Closed mheilman closed 7 years ago
You are right. I'll update to 1 (I would prefer to have unknown token stable between different datasets etc - in case of special handling).
Note: code right now in the move to tensorflow.contrib.skflow - so I'll update already there.
Hi, it looks like this is still an issue in tensorflow.contrib.learn
. Shall I file an issue (or PR) there?
I think this could be addressed by changing this line to self._mapping = {None: 0, unknown_token: 1}
(note: just having {unknown_token: 1}
wouldn't work because the indices for new terms are chosen during fitting by len(self._mapping)
).
Example using tensorflow 0.8.0:
In [115]: vp = VocabularyProcessor(10)
In [116]: vp.fit(["a dog ran in the park"])

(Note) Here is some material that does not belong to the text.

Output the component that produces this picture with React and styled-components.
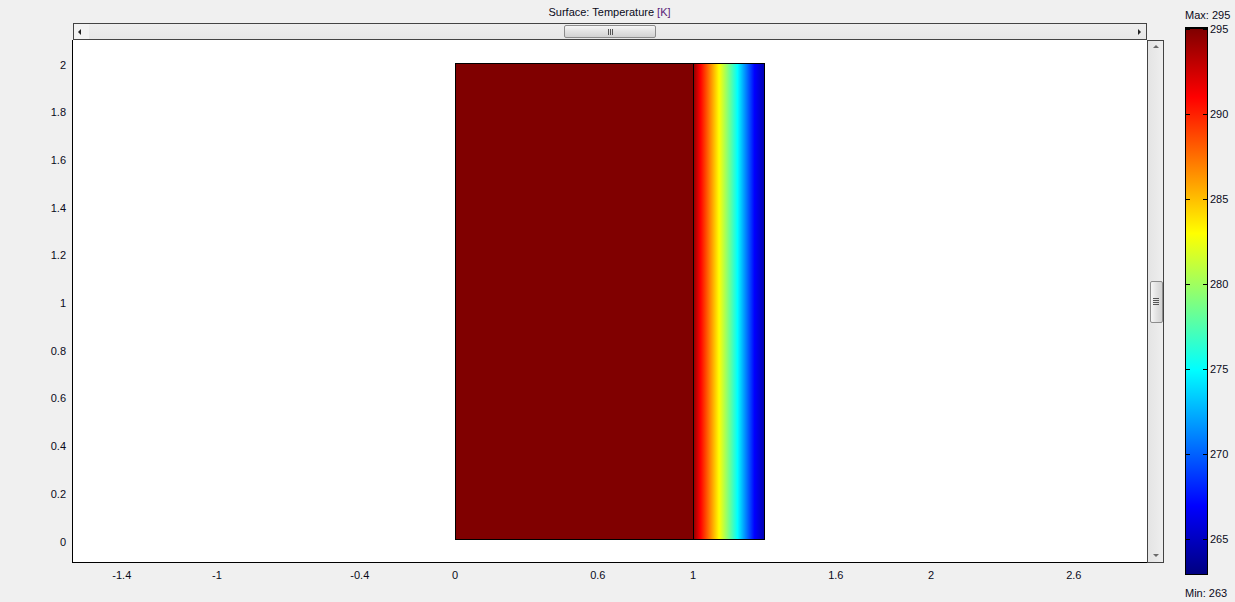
import React from 'react'
import styled, { createGlobalStyle } from 'styled-components'

const GlobalStyle = createGlobalStyle`
  html, body { margin: 0; padding: 0; background: #f0f0f0; }
`

// data -> pixel scales
const X0 = 383
const Y0 = 502
const UNIT_X = 238
const UNIT_Y = 238.5
const T_MAX = 295.12
const PX_PER_K = 17

const xTicks = ['-1.4', '-1', '-0.4', '0', '0.6', '1', '1.6', '2', '2.6']
const yTicks = ['2', '1.8', '1.6', '1.4', '1.2', '1', '0.8', '0.6', '0.4', '0.2', '0']
const cTicks = [295, 290, 285, 280, 275, 270, 265]

const Window = styled.div`
  width: 1235px;
  height: 602px;
  display: flex;
  background: #f0f0f0;
  font-family: "Liberation Sans", Arial, sans-serif;
  font-size: 11px;
  color: #0a0a1a;
  overflow: hidden;
`

const PlotGrid = styled.div`
  display: grid;
  grid-template-columns: 72px 1075px 17px;
  grid-template-rows: 23px 17px 523px 1fr;
`

const Title = styled.div`
  grid-column: 2;
  grid-row: 1;
  display: flex;
  justify-content: center;
  padding-top: 6px;
  line-height: 13px;

  span { color: #5a1e78; }
`

const HScroll = styled.div`
  grid-column: 2;
  grid-row: 2;
  margin-left: 1px;
  display: flex;
  border: 1px solid #434343;
  background: linear-gradient(#eeeeee, #e6e6e6);
`

const VScroll = styled.div`
  grid-column: 3;
  grid-row: 3;
  display: flex;
  flex-direction: column;
  border: 1px solid #434343;
  background: linear-gradient(90deg, #e4e4e4, #eeeeee);
`

const ArrowButton = styled.div`
  flex: 0 0 15px;
  display: flex;
  align-items: center;
  justify-content: center;
  background: ${p => (p.$light ? '#f3f3f3' : 'transparent')};
`

const Arrow = styled.div`
  width: 0;
  height: 0;
  border: 3px solid transparent;
  ${p => p.$dir === 'left' && `border-right: 3px solid #222; border-left-width: 0; margin-left: -4px;`}
  ${p => p.$dir === 'right' && `border-left: 3px solid #222; border-right-width: 0; margin-left: 2px;`}
  ${p => p.$dir === 'up' && `border-bottom: 3px solid #6a6a6a; border-top-width: 0; margin-top: -4px;`}
  ${p => p.$dir === 'down' && `border-top: 3px solid #6a6a6a; border-bottom-width: 0; margin-top: 2px;`}
`

const Track = styled.div`
  flex: 1;
  display: flex;
  align-items: center;
  justify-content: center;
`

const Thumb = styled.div`
  box-sizing: border-box;
  width: ${p => (p.$vertical ? '13px' : '92px')};
  height: ${p => (p.$vertical ? '42px' : '13px')};
  margin-left: ${p => (p.$vertical ? '1px' : '0')};
  border: 1px solid #8c8c8c;
  border-radius: 2px;
  background: ${p =>
    p.$vertical
      ? 'linear-gradient(90deg, #f6f6f6, #e2e2e2 50%, #d2d2d2)'
      : 'linear-gradient(#f6f6f6, #e2e2e2 50%, #d2d2d2)'};
  display: flex;
  flex-direction: ${p => (p.$vertical ? 'column' : 'row')};
  align-items: center;
  justify-content: center;
  gap: 1px;
`

const Grip = styled.i`
  display: block;
  background: #555;
  width: ${p => (p.$vertical ? '6px' : '1px')};
  height: ${p => (p.$vertical ? '1px' : '6px')};
`

const Plot = styled.div`
  grid-column: 2;
  grid-row: 3;
  position: relative;
  background: #fff;
  border-left: 1px solid #000;
  border-bottom: 1px solid #000;

  svg { display: block; }
`

const AxisY = styled.div`
  grid-column: 1;
  grid-row: 3;
  position: relative;
`

const AxisX = styled.div`
  grid-column: 2;
  grid-row: 4;
  position: relative;
`

const TickLabel = styled.div`
  position: absolute;
  line-height: 13px;
  white-space: nowrap;
  ${p => (p.$axis === 'y' ? 'right: 6px;' : 'transform: translateX(-50%); top: 6px;')}
`

const Legend = styled.div`
  flex: 1;
  display: flex;
  flex-direction: column;
  padding-left: 21px;
  line-height: 13px;
`

const LegendText = styled.div`
  padding-top: ${p => p.$top}px;
  white-space: nowrap;
`

const ColorBar = styled.div`
  position: relative;
  box-sizing: border-box;
  width: 23px;
  height: 548px;
  margin-top: 5px;
  border: 1px solid #000;
  border-top-width: 2px;
  background: linear-gradient(to top,
    #000080 0%, #0000ff 12.5%, #00ffff 37.5%, #ffff00 62.5%, #ff0000 87.5%, #800000 100%);
`

const BarTick = styled.div`
  position: absolute;
  left: 0;
  right: 0;
  height: 1px;
  &::before, &::after {
    content: '';
    position: absolute;
    top: 0;
    width: 4px;
    height: 1px;
    background: #000;
  }
  &::before { left: 0; }
  &::after { right: 0; }
`

const BarLabel = styled.span`
  position: absolute;
  left: 24px;
  top: -6px;
  line-height: 13px;
`

const App = () => {
  return (
    <Window>
      <GlobalStyle />
      <PlotGrid>
        <Title>
          Surface: Temperature&nbsp;<span>[K]</span>
        </Title>

        <HScroll>
          <ArrowButton $light><Arrow $dir='left' /></ArrowButton>
          <Track>
            <Thumb>
              <Grip /><Grip /><Grip />
            </Thumb>
          </Track>
          <ArrowButton><Arrow $dir='right' /></ArrowButton>
        </HScroll>

        <AxisY>
          {yTicks.map(t => (
            <TickLabel key={t} $axis='y' style={{ top: Y0 - UNIT_Y * parseFloat(t) - 6.5 }}>
              {t}
            </TickLabel>
          ))}
        </AxisY>

        <Plot>
          <svg width='1074' height='522'>
            <defs>
              <linearGradient id='layer' x1='0' x2='1' y1='0' y2='0'>
                <stop offset='0' stopColor='#900000' />
                <stop offset='0.1' stopColor='#ff0000' />
                <stop offset='0.36' stopColor='#ffff00' />
                <stop offset='0.62' stopColor='#00ffff' />
                <stop offset='0.86' stopColor='#0000ff' />
                <stop offset='1' stopColor='#0000b0' />
              </linearGradient>
            </defs>
            <rect x='382.5' y='23.5' width='238' height='476' fill='#800000' />
            <rect x='620.5' y='23.5' width='71' height='476' fill='url(#layer)' />
            <rect x='382.5' y='23.5' width='309' height='476' fill='none' stroke='#000' />
            <line x1='620.5' y1='23.5' x2='620.5' y2='499.5' stroke='#000' />
          </svg>
        </Plot>

        <VScroll>
          <ArrowButton><Arrow $dir='up' /></ArrowButton>
          <Track>
            <Thumb $vertical>
              <Grip $vertical /><Grip $vertical /><Grip $vertical /><Grip $vertical />
            </Thumb>
          </Track>
          <ArrowButton><Arrow $dir='down' /></ArrowButton>
        </VScroll>

        <AxisX>
          {xTicks.map(t => (
            <TickLabel key={t} $axis='x' style={{ left: X0 + UNIT_X * parseFloat(t) }}>
              {t}
            </TickLabel>
          ))}
        </AxisX>
      </PlotGrid>

      <Legend>
        <LegendText $top={9}>Max: 295</LegendText>
        <ColorBar>
          {cTicks.map(v => (
            <BarTick key={v} style={{ top: (T_MAX - v) * PX_PER_K - 2 }}>
              <BarLabel>{v}</BarLabel>
            </BarTick>
          ))}
        </ColorBar>
        <LegendText $top={12}>Min: 263</LegendText>
      </Legend>
    </Window>
  )
}

export default App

Out[116]: <tensorflow.contrib.learn.python.learn.preprocessing.text.VocabularyProcessor at 0x118a3ac18>
In [117]: list(vp.transform(["a dog ran in the park"]))
Out[117]: [array([1, 2, 3, 4, 5, 6, 0, 0, 0, 0])]

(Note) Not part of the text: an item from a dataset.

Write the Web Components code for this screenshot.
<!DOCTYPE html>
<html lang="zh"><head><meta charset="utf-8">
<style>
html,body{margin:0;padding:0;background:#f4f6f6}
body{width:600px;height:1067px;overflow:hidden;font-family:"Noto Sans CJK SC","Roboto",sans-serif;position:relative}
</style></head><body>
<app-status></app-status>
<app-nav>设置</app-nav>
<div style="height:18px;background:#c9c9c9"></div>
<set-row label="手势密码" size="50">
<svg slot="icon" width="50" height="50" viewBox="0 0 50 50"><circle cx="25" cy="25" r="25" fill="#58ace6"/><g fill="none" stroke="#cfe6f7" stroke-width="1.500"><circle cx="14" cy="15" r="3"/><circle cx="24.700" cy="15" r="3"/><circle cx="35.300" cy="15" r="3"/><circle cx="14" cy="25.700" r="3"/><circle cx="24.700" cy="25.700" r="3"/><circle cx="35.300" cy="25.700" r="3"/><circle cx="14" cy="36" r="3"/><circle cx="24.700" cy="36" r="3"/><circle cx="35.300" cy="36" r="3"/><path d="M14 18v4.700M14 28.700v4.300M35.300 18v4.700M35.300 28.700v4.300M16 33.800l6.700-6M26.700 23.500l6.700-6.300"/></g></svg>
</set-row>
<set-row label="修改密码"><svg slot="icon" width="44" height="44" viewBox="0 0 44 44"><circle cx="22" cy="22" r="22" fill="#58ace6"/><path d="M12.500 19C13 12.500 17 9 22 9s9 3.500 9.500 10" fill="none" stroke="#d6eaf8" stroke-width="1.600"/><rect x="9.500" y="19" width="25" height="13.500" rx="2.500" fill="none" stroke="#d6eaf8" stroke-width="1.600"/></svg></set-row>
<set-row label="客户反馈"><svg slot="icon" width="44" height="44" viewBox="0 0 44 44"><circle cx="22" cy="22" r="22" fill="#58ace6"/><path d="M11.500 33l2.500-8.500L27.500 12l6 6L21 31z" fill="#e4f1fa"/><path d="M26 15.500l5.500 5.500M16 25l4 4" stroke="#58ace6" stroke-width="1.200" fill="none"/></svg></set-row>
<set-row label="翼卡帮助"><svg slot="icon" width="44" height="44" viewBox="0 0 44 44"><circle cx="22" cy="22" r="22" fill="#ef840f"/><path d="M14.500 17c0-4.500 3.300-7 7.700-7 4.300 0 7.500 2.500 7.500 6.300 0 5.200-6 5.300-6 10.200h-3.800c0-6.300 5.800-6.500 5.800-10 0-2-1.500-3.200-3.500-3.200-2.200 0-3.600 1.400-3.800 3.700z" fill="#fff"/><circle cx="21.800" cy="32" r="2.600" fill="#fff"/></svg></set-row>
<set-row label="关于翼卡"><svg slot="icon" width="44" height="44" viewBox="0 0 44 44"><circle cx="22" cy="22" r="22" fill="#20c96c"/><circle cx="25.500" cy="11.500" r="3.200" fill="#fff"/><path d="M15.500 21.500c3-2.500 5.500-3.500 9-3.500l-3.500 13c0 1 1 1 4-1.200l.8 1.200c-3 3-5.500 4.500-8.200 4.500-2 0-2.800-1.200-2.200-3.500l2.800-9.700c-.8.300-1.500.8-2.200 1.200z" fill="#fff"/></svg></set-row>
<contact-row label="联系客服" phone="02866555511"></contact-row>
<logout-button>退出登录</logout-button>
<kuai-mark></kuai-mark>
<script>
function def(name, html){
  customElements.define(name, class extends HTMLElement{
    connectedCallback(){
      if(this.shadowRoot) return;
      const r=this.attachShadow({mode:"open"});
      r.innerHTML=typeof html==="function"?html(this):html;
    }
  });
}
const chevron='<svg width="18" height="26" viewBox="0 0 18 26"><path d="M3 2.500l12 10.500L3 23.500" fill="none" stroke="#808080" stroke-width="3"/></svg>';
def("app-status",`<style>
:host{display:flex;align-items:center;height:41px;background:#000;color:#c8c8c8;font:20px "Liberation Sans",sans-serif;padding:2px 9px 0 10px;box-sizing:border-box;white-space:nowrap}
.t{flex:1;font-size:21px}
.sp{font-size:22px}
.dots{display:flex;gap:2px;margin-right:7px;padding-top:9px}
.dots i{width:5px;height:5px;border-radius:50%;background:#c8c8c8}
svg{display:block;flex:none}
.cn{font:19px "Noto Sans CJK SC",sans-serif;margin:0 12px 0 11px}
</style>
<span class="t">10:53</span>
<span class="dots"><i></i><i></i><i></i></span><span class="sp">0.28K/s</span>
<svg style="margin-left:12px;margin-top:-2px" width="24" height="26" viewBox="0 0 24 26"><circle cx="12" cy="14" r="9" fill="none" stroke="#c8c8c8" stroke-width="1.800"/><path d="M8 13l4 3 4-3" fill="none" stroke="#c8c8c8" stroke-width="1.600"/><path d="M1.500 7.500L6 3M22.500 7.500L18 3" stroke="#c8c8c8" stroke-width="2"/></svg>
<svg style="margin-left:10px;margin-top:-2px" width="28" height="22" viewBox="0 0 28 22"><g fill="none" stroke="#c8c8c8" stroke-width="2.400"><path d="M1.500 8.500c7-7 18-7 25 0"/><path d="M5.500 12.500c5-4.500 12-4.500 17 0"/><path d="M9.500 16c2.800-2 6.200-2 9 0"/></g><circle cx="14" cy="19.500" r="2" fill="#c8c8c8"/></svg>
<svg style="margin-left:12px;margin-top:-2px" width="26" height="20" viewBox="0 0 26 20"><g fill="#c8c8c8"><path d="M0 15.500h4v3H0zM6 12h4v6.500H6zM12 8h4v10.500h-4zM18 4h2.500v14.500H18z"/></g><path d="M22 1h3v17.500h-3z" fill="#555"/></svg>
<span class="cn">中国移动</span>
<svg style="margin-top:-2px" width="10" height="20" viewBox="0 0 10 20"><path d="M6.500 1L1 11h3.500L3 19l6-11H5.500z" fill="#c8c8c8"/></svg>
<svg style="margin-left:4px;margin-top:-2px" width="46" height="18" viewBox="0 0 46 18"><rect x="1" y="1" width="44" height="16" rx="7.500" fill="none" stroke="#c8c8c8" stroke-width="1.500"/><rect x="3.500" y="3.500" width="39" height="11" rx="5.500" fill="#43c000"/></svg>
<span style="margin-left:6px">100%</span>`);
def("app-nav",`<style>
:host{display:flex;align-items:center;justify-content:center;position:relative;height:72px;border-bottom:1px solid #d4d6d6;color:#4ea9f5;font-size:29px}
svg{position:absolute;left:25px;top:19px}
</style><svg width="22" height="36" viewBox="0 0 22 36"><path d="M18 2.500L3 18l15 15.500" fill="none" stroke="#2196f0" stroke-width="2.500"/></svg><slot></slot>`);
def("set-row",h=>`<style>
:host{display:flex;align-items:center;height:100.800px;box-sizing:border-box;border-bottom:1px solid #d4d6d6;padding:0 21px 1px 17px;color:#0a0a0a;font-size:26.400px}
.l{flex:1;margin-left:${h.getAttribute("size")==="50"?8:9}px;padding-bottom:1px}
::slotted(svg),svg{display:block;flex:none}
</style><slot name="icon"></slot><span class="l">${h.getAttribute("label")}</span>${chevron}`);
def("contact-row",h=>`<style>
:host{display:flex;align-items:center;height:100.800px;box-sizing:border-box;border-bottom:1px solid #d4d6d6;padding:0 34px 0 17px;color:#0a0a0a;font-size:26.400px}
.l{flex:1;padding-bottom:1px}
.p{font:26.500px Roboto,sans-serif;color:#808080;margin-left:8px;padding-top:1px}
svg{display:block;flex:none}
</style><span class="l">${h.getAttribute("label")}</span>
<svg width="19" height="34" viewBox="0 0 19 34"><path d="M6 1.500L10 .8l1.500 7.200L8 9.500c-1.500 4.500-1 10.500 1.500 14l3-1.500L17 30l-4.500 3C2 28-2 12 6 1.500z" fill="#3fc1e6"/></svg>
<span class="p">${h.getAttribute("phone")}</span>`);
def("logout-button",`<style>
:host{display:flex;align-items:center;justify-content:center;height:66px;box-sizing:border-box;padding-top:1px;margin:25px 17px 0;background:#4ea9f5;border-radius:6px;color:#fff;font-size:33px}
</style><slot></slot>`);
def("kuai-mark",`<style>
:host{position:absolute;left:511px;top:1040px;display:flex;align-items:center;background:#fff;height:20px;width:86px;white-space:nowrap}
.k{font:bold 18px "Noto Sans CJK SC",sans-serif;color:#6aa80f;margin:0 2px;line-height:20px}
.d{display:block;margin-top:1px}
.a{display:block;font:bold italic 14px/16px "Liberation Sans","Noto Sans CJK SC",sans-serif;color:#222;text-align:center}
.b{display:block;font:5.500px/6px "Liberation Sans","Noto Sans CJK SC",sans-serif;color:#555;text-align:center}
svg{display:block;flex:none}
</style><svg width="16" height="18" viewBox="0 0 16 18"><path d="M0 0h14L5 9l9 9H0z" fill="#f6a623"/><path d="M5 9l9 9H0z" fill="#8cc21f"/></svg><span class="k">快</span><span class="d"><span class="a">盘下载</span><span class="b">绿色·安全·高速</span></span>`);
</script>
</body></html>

In [118]: list(vp.transform(["a cat ran in the park"]))
Out[118]: [array([1, 0, 3, 4, 5, 6, 0, 0, 0, 0])]
Yes, This is still an issue. I want to know, Will someone change this code in future? Or They are happy with the current implementation of treating unknown tokens and padding as same?
Sorry, this code was removed from Tensorflow in favor of processing with either tools in scikit-learn or future tools in Tensorflow.
Currently, in the VocabularyProcessor for text input, zero is used both as a padding symbol and also as the unknown word symbol.
This seems problematic since the padding symbol would be useful for inferring the sequence length (cf. #141).
It seems like it would be better to have the unknown token map to 1 (or maybe
vocab_size
) instead.